Written task: Reproduce the listing exactly, with no pictures in your copy.
■ ■ ■
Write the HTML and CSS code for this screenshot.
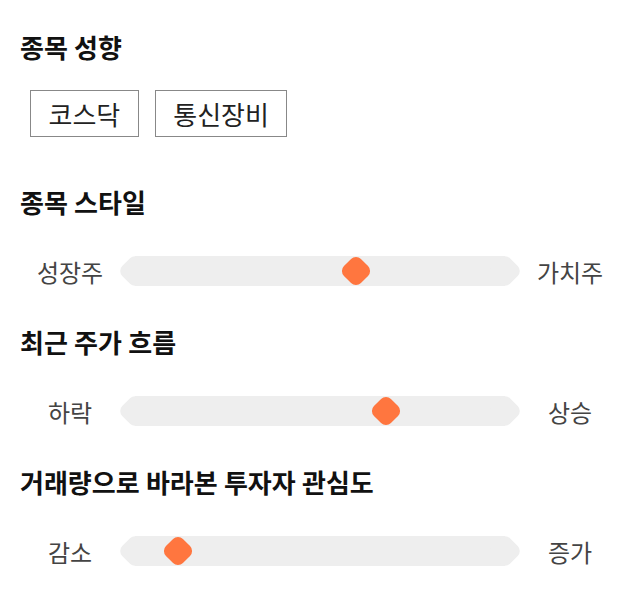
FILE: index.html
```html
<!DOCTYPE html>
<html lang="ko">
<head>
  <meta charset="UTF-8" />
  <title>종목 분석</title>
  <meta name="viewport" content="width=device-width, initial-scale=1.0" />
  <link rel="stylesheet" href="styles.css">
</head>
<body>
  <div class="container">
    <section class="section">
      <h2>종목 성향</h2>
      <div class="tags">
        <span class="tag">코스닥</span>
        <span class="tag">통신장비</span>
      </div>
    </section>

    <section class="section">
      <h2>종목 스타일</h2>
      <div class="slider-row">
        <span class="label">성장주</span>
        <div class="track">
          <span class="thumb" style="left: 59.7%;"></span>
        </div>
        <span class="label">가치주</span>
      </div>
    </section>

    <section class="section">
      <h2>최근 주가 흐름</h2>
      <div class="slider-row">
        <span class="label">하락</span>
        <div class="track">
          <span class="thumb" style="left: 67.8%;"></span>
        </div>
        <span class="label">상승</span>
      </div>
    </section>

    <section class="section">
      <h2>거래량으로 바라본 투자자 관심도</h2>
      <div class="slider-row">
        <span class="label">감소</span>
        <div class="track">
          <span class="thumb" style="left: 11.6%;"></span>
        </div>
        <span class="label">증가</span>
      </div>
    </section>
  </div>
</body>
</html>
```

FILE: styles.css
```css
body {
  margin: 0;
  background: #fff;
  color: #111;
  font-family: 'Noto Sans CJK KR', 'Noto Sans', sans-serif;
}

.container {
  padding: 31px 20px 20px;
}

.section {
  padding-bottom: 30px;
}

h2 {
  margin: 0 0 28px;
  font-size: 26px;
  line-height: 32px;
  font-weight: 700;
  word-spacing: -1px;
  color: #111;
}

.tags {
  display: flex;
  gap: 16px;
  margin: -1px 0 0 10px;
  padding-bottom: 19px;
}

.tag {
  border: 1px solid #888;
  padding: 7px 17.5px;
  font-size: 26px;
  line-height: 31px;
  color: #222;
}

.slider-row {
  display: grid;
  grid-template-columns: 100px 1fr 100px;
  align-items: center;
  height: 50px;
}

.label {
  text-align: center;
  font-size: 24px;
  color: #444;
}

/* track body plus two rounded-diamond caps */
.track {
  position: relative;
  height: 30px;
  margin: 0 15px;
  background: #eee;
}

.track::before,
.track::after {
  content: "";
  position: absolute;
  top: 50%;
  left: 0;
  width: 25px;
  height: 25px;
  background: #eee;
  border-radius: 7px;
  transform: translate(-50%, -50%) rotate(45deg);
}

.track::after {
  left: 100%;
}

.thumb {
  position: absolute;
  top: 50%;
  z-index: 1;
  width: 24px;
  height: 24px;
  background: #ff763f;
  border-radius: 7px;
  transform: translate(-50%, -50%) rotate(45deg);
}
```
■ ■ ■
Result for this task:
Write the HTML and CSS code for this screenshot.
FILE: index.html
```html
<!DOCTYPE html>
<html lang="ko">
<head>
  <meta charset="UTF-8" />
  <title>종목 분석</title>
  <meta name="viewport" content="width=device-width, initial-scale=1.0" />
  <link rel="stylesheet" href="styles.css">
</head>
<body>
  <div class="container">
    <section class="section">
      <h2>종목 성향</h2>
      <div class="tags">
        <span class="tag">코스닥</span>
        <span class="tag">통신장비</span>
      </div>
    </section>

    <section class="section">
      <h2>종목 스타일</h2>
      <div class="slider-row">
        <span class="label">성장주</span>
        <div class="track">
          <span class="thumb" style="left: 59.7%;"></span>
        </div>
        <span class="label">가치주</span>
      </div>
    </section>

    <section class="section">
      <h2>최근 주가 흐름</h2>
      <div class="slider-row">
        <span class="label">하락</span>
        <div class="track">
          <span class="thumb" style="left: 67.8%;"></span>
        </div>
        <span class="label">상승</span>
      </div>
    </section>

    <section class="section">
      <h2>거래량으로 바라본 투자자 관심도</h2>
      <div class="slider-row">
        <span class="label">감소</span>
        <div class="track">
          <span class="thumb" style="left: 11.6%;"></span>
        </div>
        <span class="label">증가</span>
      </div>
    </section>
  </div>
</body>
</html>
```

FILE: styles.css
```css
body {
  margin: 0;
  background: #fff;
  color: #111;
  font-family: 'Noto Sans CJK KR', 'Noto Sans', sans-serif;
}

.container {
  padding: 31px 20px 20px;
}

.section {
  padding-bottom: 30px;
}

h2 {
  margin: 0 0 28px;
  font-size: 26px;
  line-height: 32px;
  font-weight: 700;
  word-spacing: -1px;
  color: #111;
}

.tags {
  display: flex;
  gap: 16px;
  margin: -1px 0 0 10px;
  padding-bottom: 19px;
}

.tag {
  border: 1px solid #888;
  padding: 7px 17.5px;
  font-size: 26px;
  line-height: 31px;
  color: #222;
}

.slider-row {
  display: grid;
  grid-template-columns: 100px 1fr 100px;
  align-items: center;
  height: 50px;
}

.label {
  text-align: center;
  font-size: 24px;
  color: #444;
}

/* track body plus two rounded-diamond caps */
.track {
  position: relative;
  height: 30px;
  margin: 0 15px;
  background: #eee;
}

.track::before,
.track::after {
  content: "";
  position: absolute;
  top: 50%;
  left: 0;
  width: 25px;
  height: 25px;
  background: #eee;
  border-radius: 7px;
  transform: translate(-50%, -50%) rotate(45deg);
}

.track::after {
  left: 100%;
}

.thumb {
  position: absolute;
  top: 50%;
  z-index: 1;
  width: 24px;
  height: 24px;
  background: #ff763f;
  border-radius: 7px;
  transform: translate(-50%, -50%) rotate(45deg);
}
```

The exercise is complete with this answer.